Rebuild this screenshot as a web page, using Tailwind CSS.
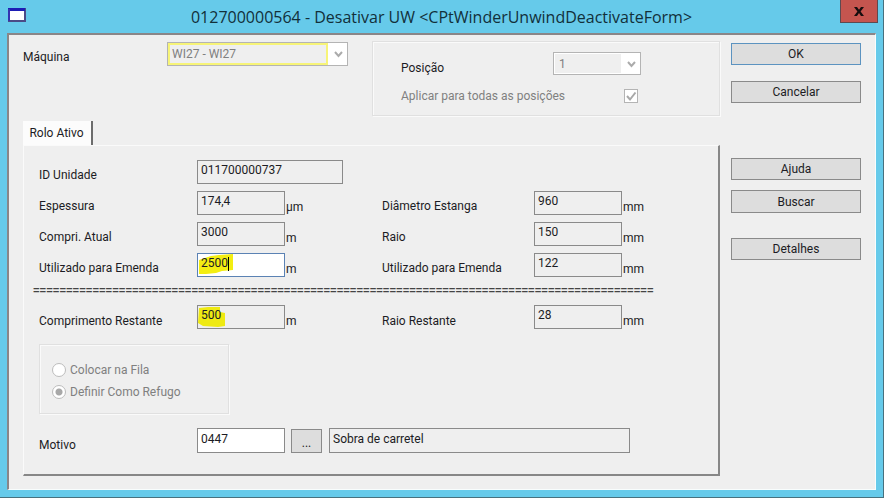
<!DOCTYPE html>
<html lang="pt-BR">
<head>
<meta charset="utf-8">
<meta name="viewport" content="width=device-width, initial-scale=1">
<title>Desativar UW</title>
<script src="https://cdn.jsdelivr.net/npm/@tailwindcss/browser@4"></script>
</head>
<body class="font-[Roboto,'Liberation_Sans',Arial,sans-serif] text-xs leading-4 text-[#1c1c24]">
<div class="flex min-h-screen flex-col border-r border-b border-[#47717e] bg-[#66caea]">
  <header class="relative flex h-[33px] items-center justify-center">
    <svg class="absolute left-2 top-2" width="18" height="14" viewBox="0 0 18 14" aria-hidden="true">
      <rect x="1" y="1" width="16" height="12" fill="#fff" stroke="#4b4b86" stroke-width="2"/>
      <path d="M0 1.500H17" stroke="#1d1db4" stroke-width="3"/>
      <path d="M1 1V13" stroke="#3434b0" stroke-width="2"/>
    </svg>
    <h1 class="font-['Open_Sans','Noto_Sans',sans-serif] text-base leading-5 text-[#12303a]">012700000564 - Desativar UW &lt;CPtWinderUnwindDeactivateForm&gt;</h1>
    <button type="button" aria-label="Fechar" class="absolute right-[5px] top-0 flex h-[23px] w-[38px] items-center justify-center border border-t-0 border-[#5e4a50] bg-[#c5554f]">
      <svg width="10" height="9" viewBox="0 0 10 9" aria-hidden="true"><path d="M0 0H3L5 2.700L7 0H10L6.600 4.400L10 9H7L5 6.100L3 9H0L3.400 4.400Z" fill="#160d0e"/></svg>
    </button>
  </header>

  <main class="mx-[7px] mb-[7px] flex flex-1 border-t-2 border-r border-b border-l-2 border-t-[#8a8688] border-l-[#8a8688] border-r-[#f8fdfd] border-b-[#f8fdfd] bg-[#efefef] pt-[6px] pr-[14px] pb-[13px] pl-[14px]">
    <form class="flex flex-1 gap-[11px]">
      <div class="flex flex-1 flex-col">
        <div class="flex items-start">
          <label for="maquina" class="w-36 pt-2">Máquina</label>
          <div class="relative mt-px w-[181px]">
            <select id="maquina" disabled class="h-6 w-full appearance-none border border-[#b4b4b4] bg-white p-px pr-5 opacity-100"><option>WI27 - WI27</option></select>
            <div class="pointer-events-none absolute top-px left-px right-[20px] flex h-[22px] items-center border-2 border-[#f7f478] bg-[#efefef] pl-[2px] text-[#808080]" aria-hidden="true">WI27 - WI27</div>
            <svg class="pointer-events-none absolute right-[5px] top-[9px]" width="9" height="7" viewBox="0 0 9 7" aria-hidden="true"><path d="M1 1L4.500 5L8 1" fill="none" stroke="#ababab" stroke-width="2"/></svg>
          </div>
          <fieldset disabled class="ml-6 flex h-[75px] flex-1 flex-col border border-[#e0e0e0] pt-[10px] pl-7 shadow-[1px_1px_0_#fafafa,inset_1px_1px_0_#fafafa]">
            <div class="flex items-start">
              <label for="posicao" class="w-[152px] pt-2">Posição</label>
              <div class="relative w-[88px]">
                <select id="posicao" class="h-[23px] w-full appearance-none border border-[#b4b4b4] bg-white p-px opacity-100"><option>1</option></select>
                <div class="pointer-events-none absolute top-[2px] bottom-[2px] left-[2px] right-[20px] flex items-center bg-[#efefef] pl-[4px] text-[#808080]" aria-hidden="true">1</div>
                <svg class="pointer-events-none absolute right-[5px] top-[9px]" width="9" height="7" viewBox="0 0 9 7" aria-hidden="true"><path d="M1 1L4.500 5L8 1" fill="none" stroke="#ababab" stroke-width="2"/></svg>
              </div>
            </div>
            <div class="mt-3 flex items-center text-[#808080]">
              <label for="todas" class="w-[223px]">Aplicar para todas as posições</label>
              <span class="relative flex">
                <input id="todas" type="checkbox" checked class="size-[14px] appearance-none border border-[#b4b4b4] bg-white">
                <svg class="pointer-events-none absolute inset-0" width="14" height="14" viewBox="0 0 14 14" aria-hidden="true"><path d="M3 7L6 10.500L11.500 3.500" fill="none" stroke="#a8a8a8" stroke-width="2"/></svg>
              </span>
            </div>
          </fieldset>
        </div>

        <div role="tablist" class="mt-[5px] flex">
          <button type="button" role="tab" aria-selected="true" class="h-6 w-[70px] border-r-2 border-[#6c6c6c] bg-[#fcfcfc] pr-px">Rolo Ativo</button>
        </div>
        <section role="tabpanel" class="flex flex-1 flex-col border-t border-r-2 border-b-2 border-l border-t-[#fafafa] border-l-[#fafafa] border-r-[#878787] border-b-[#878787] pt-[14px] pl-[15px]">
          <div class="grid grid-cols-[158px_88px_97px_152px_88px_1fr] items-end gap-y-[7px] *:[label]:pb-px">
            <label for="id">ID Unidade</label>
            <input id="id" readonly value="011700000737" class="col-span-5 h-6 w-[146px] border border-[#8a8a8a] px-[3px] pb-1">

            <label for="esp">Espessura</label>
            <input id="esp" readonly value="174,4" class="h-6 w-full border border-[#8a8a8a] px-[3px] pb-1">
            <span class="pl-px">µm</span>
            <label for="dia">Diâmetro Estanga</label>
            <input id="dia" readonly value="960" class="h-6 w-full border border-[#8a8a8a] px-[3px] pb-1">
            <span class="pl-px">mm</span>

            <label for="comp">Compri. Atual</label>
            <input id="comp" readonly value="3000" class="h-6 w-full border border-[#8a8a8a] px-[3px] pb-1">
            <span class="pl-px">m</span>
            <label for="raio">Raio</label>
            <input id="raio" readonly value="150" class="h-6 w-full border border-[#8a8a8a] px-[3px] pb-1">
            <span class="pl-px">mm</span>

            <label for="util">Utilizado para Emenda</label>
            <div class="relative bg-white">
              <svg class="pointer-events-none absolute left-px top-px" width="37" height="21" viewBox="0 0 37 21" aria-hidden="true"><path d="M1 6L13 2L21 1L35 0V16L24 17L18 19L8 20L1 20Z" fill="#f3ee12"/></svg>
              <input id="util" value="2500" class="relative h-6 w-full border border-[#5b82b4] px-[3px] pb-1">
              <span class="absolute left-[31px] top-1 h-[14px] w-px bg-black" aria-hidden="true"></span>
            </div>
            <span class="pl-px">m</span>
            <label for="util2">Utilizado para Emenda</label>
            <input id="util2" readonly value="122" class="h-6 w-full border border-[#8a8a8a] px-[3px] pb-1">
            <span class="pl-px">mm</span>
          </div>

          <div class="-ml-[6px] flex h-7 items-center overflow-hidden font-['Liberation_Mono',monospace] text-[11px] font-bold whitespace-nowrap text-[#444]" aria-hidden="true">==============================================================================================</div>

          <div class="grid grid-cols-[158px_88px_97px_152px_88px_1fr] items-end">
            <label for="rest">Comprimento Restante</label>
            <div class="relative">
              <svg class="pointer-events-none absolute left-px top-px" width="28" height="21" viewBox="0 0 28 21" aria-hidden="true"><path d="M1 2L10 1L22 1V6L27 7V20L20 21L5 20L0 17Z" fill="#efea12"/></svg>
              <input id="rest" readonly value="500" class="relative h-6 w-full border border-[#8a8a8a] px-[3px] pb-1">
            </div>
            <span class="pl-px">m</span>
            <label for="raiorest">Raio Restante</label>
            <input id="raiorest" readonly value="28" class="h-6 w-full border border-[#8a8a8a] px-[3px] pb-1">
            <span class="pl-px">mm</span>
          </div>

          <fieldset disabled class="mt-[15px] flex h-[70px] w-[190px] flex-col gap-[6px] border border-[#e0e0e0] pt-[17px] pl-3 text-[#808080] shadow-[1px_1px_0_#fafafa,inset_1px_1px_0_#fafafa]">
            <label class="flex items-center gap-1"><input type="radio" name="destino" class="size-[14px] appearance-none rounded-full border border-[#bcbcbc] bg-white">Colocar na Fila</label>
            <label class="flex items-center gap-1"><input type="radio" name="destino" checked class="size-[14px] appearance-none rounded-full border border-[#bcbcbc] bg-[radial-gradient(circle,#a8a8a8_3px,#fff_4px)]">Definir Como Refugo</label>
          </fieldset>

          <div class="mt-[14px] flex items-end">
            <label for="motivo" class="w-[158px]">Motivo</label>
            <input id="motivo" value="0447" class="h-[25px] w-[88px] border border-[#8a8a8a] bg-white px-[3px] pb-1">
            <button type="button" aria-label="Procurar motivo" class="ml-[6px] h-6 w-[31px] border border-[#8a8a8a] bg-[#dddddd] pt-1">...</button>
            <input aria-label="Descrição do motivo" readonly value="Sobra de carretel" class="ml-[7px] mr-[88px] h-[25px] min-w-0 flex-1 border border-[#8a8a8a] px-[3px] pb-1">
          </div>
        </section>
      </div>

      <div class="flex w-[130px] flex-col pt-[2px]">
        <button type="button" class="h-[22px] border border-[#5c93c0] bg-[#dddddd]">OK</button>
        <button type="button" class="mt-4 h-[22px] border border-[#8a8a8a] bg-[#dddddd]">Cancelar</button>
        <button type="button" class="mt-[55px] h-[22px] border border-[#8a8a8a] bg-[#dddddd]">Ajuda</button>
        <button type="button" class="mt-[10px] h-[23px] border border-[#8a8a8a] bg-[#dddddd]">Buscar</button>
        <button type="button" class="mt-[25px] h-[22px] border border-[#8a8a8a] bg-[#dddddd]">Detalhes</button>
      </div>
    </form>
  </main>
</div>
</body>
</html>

......

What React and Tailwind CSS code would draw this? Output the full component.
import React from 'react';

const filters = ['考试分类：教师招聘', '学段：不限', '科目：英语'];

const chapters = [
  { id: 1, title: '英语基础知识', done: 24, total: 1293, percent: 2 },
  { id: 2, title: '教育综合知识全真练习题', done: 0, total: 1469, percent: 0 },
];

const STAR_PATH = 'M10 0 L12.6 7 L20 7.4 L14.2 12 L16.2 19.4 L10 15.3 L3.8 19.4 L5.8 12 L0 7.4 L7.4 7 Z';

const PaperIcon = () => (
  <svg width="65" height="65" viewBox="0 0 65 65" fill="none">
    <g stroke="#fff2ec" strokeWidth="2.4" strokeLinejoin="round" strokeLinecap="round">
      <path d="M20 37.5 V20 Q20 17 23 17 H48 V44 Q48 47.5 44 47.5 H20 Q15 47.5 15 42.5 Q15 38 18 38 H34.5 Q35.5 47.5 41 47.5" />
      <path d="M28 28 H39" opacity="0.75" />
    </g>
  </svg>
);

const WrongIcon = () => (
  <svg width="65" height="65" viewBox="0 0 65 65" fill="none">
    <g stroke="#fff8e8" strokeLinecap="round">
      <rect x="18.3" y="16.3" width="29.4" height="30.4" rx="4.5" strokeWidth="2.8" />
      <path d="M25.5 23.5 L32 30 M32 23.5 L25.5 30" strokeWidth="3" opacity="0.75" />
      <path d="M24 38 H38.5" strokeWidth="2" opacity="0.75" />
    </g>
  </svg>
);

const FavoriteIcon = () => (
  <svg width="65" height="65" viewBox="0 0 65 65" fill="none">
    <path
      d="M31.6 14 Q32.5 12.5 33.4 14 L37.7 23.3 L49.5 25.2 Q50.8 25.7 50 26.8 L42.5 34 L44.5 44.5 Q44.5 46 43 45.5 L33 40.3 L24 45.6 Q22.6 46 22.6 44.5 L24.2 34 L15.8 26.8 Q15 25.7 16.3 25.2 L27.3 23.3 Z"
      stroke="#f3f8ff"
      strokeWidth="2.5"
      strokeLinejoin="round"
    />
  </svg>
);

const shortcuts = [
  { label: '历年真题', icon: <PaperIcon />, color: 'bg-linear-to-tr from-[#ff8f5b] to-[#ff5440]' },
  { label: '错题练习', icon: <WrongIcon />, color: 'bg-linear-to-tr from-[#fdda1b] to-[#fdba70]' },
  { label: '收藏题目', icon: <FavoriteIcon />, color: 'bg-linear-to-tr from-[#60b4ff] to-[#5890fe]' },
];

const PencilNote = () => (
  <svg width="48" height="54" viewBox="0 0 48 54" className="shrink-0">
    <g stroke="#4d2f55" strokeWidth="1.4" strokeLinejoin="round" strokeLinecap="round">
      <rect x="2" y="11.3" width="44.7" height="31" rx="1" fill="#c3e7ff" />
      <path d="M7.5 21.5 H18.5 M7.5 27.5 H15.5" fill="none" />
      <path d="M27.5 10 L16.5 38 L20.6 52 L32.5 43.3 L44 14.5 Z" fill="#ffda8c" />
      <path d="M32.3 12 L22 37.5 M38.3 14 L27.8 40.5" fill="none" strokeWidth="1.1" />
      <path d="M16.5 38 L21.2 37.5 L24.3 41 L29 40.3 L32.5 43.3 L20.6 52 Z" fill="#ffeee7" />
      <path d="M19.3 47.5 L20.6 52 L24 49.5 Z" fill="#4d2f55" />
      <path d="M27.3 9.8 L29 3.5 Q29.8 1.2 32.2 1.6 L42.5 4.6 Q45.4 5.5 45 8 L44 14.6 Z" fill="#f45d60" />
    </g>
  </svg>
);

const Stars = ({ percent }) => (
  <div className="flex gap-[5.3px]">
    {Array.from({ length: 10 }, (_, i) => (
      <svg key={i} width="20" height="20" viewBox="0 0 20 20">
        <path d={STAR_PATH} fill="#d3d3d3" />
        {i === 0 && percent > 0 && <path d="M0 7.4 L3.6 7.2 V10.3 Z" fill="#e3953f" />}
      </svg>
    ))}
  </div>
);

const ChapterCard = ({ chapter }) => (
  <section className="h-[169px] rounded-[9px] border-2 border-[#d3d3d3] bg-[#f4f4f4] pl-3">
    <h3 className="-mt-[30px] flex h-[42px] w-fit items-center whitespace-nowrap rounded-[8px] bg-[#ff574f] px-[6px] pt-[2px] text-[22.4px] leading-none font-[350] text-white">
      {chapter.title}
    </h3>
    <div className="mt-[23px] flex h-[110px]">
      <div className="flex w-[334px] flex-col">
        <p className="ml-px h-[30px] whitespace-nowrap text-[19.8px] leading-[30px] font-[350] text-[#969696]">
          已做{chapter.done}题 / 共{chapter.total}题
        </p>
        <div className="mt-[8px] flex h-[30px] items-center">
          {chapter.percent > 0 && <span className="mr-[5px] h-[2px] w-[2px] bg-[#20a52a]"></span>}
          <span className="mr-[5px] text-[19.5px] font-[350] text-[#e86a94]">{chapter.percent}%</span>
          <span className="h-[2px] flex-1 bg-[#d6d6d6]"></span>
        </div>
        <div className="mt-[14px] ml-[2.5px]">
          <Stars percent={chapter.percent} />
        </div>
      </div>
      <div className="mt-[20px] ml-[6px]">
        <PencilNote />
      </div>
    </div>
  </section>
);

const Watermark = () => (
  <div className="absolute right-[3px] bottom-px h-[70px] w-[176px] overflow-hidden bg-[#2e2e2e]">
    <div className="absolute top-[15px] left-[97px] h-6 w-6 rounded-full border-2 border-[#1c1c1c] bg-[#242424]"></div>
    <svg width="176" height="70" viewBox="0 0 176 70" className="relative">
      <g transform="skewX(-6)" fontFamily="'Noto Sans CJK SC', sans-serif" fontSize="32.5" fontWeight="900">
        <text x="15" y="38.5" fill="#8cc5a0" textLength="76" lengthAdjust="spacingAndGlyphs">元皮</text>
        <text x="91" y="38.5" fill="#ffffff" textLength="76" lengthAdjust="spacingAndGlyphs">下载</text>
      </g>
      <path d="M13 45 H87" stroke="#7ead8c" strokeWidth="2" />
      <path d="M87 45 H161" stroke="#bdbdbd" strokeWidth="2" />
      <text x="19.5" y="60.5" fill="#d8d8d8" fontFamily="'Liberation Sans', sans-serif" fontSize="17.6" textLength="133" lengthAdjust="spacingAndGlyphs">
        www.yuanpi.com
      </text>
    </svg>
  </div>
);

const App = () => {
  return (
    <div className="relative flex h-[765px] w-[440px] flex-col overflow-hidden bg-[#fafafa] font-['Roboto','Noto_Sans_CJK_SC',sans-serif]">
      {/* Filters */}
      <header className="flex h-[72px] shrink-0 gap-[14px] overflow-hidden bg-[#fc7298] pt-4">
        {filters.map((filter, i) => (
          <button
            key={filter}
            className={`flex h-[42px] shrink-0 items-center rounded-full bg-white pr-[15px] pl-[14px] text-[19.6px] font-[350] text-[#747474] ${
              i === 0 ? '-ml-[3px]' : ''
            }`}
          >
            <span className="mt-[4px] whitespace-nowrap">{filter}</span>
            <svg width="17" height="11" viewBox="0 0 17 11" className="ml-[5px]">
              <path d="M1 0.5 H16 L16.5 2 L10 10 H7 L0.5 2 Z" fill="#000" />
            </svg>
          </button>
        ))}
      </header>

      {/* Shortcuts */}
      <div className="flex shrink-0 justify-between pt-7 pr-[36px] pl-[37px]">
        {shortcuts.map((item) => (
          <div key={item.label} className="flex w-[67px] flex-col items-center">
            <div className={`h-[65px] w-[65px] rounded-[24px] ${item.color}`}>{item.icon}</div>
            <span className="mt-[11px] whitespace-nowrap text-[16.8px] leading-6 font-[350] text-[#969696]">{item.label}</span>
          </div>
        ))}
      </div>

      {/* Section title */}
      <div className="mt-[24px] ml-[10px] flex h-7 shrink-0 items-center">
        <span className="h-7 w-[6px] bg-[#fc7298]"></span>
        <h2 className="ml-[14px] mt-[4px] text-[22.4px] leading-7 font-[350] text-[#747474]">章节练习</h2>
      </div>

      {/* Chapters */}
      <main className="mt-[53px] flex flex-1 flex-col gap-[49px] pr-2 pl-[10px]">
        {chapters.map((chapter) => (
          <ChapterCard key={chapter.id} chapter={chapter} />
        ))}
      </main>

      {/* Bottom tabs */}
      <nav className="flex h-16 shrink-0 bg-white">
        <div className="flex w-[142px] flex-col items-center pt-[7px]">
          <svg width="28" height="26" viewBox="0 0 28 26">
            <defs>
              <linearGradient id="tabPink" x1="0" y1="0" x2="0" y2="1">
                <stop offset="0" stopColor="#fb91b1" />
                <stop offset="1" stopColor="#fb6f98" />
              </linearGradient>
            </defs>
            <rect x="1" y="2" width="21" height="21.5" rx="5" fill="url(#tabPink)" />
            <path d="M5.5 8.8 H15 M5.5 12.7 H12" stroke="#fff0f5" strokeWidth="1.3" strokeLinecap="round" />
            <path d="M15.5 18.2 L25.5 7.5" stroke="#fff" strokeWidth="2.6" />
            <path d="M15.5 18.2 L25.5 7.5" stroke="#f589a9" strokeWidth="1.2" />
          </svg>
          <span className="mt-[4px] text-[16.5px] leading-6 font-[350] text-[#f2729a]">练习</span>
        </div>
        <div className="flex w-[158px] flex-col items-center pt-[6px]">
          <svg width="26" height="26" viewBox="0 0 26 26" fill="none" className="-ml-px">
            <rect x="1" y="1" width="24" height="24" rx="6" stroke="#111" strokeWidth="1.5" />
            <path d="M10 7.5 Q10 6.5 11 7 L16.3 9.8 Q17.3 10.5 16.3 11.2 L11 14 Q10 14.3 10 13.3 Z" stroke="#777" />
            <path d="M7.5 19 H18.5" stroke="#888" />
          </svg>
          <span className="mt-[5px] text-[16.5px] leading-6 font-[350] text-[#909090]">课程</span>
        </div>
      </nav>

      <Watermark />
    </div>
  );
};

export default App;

......

■ Task
Report how many lines hold the string "React", giving the number and nothing else.

■ Exercise response
2